"Novela y crimen policiaco"
Federico Campbell
Publicado en Milenio del 2 de septiembre de 1998. "Novela y crimen policiaco" es el primer artículo que se publicó en la columna La hora del lobo, de Federico Campbell.
El 27 de agosto, en un recinto que acoge la antigua estación ferrocarrilera de Monterrey, estuvimos hablando sobre el crimen real y el crimen imaginario, la imaginación criminal y la invención literaria. Mi temor era que Paco Ignacio Taibo II y yo, por mucho que reconociéramos los aciertos de la nueva novela policiaca mexicana, no lográramos mezclar el agua con el aceite, como si fueran ya imposibles —en este final de siglo mexicano, la hora del lobo— los puentes que solían tenderse entre la realidad y la literatura. Porque ése era el sentimiento común: que la novela se encuentra desfasada en relación a las cosas que suceden todos los días. La ficción de los escritores tiene que competir con el terror de los secuestradores, los asesinos en serie de Ciudad Juárez, los asaltos de motociclistas en el periférico, los invisibles delitos de guante blanco.
Y estábamos hablando de estas cosas justamente en la semana en que se anunciaba el Programa Nacional de Seguridad Pública y la Cruzada Nacional contra el Crimen y la Delincuencia, y se decía que en 1997 sólo los delitos denunciados fueron un millón 490 mil, con un mínimo de consignaciones.

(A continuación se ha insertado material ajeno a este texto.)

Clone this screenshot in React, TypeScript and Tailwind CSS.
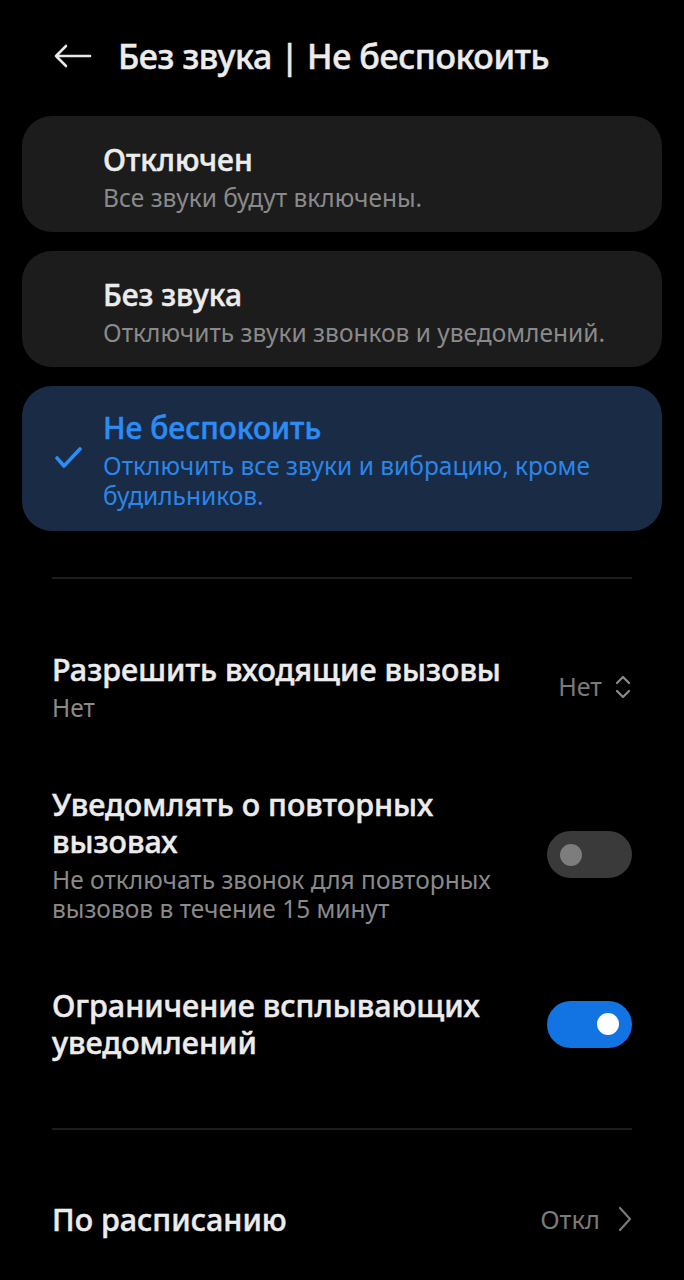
import React, { useState } from 'react';

type Mode = 'off' | 'silent' | 'dnd';

const modes: { id: Mode; title: string; sub: string }[] = [
  { id: 'off', title: 'Отключен', sub: 'Все звуки будут включены.' },
  { id: 'silent', title: 'Без звука', sub: 'Отключить звуки звонков и уведомлений.' },
  { id: 'dnd', title: 'Не беспокоить', sub: 'Отключить все звуки и вибрацию, кроме будильников.' },
];

const Toggle: React.FC<{ on: boolean; onClick: () => void }> = ({ on, onClick }) => (
  <button
    onClick={onClick}
    className={`w-[85px] h-[47px] rounded-full flex items-center px-[13px] shrink-0 ${
      on ? 'bg-[#1273e3] justify-end' : 'bg-[#3a3a3a] justify-start'
    }`}
  >
    <span className={`w-[22px] h-[22px] rounded-full ${on ? 'bg-white' : 'bg-[#7d7d7d]'}`}></span>
  </button>
);

const App: React.FC = () => {
  const [mode, setMode] = useState<Mode>('dnd');
  const [repeat, setRepeat] = useState(false);
  const [popup, setPopup] = useState(true);

  return (
    <div className="min-h-[1280px] w-full bg-black text-white" style={{ fontFamily: '"Noto Sans", Roboto, sans-serif' }}>
      <div className="flex items-center h-[114px] pb-[2px] pl-[54px] gap-[26px]">
        <svg width="38" height="24" viewBox="0 0 38 24" fill="none" stroke="#e8e8e8" strokeWidth="2.6" strokeLinecap="round" strokeLinejoin="round">
          <path d="M36 12H2M12 2L2 12l10 10" />
        </svg>
        <h1 className="text-[34px] leading-[44px] font-medium text-[#ececec] tracking-[-0.4px] [-webkit-text-stroke:0.5px_currentColor]">Без звука | Не беспокоить</h1>
      </div>

      <div className="flex flex-col gap-[19px] px-[22px] mt-[2px]">
        {modes.map(m => {
          const active = m.id === mode;
          return (
            <button
              key={m.id}
              onClick={() => setMode(m.id)}
              className={`relative text-left rounded-[30px] pl-[81px] pr-[30px] ${
                active ? 'bg-[#1a2b45] pt-[24px] pb-[20px]' : 'bg-[#1c1c1c] pt-[26px] pb-[19px]'
              }`}
            >
              {active && (
                <svg className="absolute left-[32px] top-[60px]" width="28" height="24" viewBox="0 0 28 24" fill="none" stroke="#2c8cf4" strokeWidth="3.6" strokeLinecap="round" strokeLinejoin="round">
                  <path d="M3 12l7 8L26 3" />
                </svg>
              )}
              <div className={`text-[30px] font-medium leading-[36px] [-webkit-text-stroke:0.5px_currentColor] ${active ? 'text-[#2c8cf4]' : 'text-[#ececec]'}`}>{m.title}</div>
              <div className={`text-[24.5px] leading-[30px] mt-[5px] ${active ? 'text-[#2a86ea]' : 'text-[#8a8a8a]'}`}>{m.sub}</div>
            </button>
          );
        })}
      </div>

      <div className="mx-[52px] mt-[46px] h-[2px] bg-[#1c1c1c]"></div>

      <div className="px-[52px]">
        <div className="flex items-center justify-between pt-[72px]">
          <div>
            <div className="text-[30.5px] font-medium leading-[37px] text-[#ececec] [-webkit-text-stroke:0.5px_currentColor]">Разрешить входящие вызовы</div>
            <div className="text-[24.5px] leading-[29px] mt-[5px] text-[#8a8a8a]">Нет</div>
          </div>
          <div className="flex items-center gap-[12px] text-[#7a7a7a]">
            <span className="text-[25px]">Нет</span>
            <svg width="18" height="28" viewBox="0 0 18 28" fill="none" stroke="#8a8a8a" strokeWidth="2.2" strokeLinecap="round" strokeLinejoin="round">
              <path d="M3 10l6-6 6 6M3 18l6 6 6-6" />
            </svg>
          </div>
        </div>

        <div className="flex items-center justify-between gap-[24px] pt-[64px]">
          <div>
            <div className="text-[30.5px] font-medium leading-[37px] text-[#ececec] pr-[40px] [-webkit-text-stroke:0.5px_currentColor]">Уведомлять о повторных вызовах</div>
            <div className="text-[24.5px] leading-[29px] mt-[5px] text-[#8a8a8a]">Не отключать звонок для повторных вызовов в течение 15 минут</div>
          </div>
          <Toggle on={repeat} onClick={() => setRepeat(!repeat)} />
        </div>

        <div className="flex items-center justify-between gap-[40px] pt-[64px]">
          <div className="text-[30.5px] font-medium leading-[37px] text-[#ececec] [-webkit-text-stroke:0.5px_currentColor]">Ограничение всплывающих уведомлений</div>
          <Toggle on={popup} onClick={() => setPopup(!popup)} />
        </div>
      </div>

      <div className="mx-[52px] mt-[67px] h-[2px] bg-[#1c1c1c]"></div>

      <div className="flex items-center justify-between px-[52px] pt-[70px]">
        <div className="text-[30.5px] font-medium leading-[37px] text-[#ececec] [-webkit-text-stroke:0.5px_currentColor]">По расписанию</div>
        <div className="flex items-center gap-[18px] text-[#7a7a7a]">
          <span className="text-[25.5px]">Откл</span>
          <svg width="14" height="26" viewBox="0 0 14 26" fill="none" stroke="#7a7a7a" strokeWidth="2.2" strokeLinecap="round" strokeLinejoin="round">
            <path d="M2 2l10 11L2 24" />
          </svg>
        </div>
      </div>
    </div>
  );
};

export default App;
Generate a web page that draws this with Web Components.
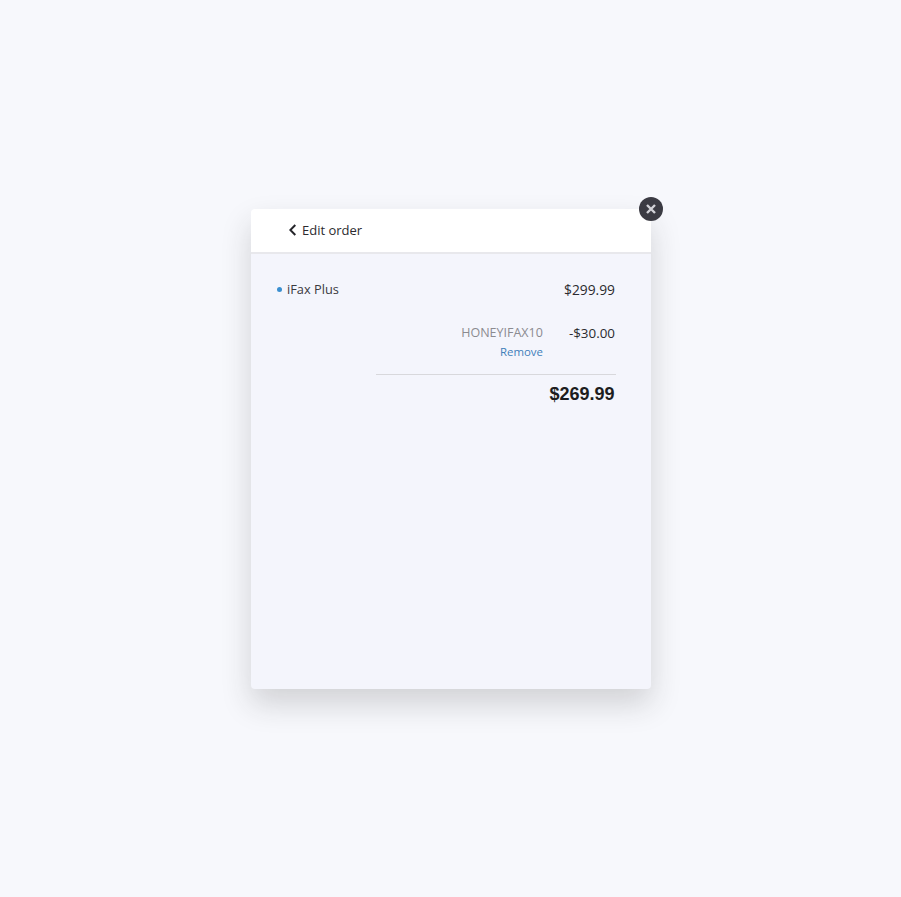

Parecía pueril ocuparse de la novela criminal, tan inocente ante estos horrores de nuestra degradada convivencia civil.
Por cualquier lado que abordábamos el tema caíamos en el anecdotario criminal en que, después de los postres, entre once de la noche y una de la mañana suelen terminar las cenas de los capitalinos. (En México, dijo alguien de los asistentes a la conferencia, durante el día los asaltan y en las noches se reúnen para hablar de los asaltos.) Terminamos horrorizados, como en las cenas. Impotentes, como al leer los periódicos.
En Ciudad Juárez —donde suman ya 22 las víctimas femeninas en lo que va de 1998, y fácilmente más de cien en total— el lunes 31 de septiembre fueron encontrados los restos de otra muchacha violada y asesinada. Reconociendo su incompetencia, las autoridades han contratado los servicios de un especialista del FBI, Robert K. Ressler, y de un sabueso español experto en crímenes de matriz hollywoodense, pero sus indagaciones han sido como rayas en el agua. (Tal vez deberían incorporar a su equipo a una mujer detective, como se está haciendo con gran éxito en Inglaterra, porque se ha visto que la sensibilidad femenina capta detalles que los hombres no ven.) En el noroeste sonorense y bajacaliforniano la vida cotidiana ha sido puesta de cabeza desde que la dinámica del narcotráfico empezó a alterar las relaciones entre hermanos, padres e hijos, novias y novios, en la economía entre el ciudadano y el Estado, entre la sociedad y la policía, en una dimensión impensable hace quince años. Tan sólo en Tijuana ha habido más de un asesinato al día en lo que va del año. Son escalofriantes los relatos que han hecho algunos jóvenes de la clase media caídos en el engranaje. No recuerdo ninguna novela que haya reflejado ese escenario ni a esos personajes que parecen salidos de una película de Quentin Tarantino: la naturalidad con que transcurren sus días, el relajo, el desmadre, la actitud de alguien que después de matar —a veces por aburrimiento— invita a sus amigos a irse a comer una langosta en Rosarito, la descripción de las gotas calientes que le salpican a un torturado, la manera en que compiten por hacer un "jale" en cuanto se corre la voz de que hay que eliminar a alguien.
Hablarle de crímenes a los mexicanos es, pues, como ira vender cajetas a Celaya. La novela policiaca tiene como tema de fondo el de la justicia y el primer referente —el contexto— es el de su administración. El problema para los escritores mexicanos es que resulta muy inverosímil el personaje del investigado privado —como en las novelas de Raymond Chandler— y más increíble el del inspector representante del Estado —como el Maigret de Georges Simenon—, que suele estar metido en el crimen organizado como en su propia piel. ¿Cómo atender los cánones del género si los policías son delincuentes? Al cerrar el siglo, la fusión de delincuencia y policía lo único que deja claro es la vigencia de un poder aparte, autónomo, que el Estado ya no controla y parece tener en sus manos al país entero: el poder policiaco.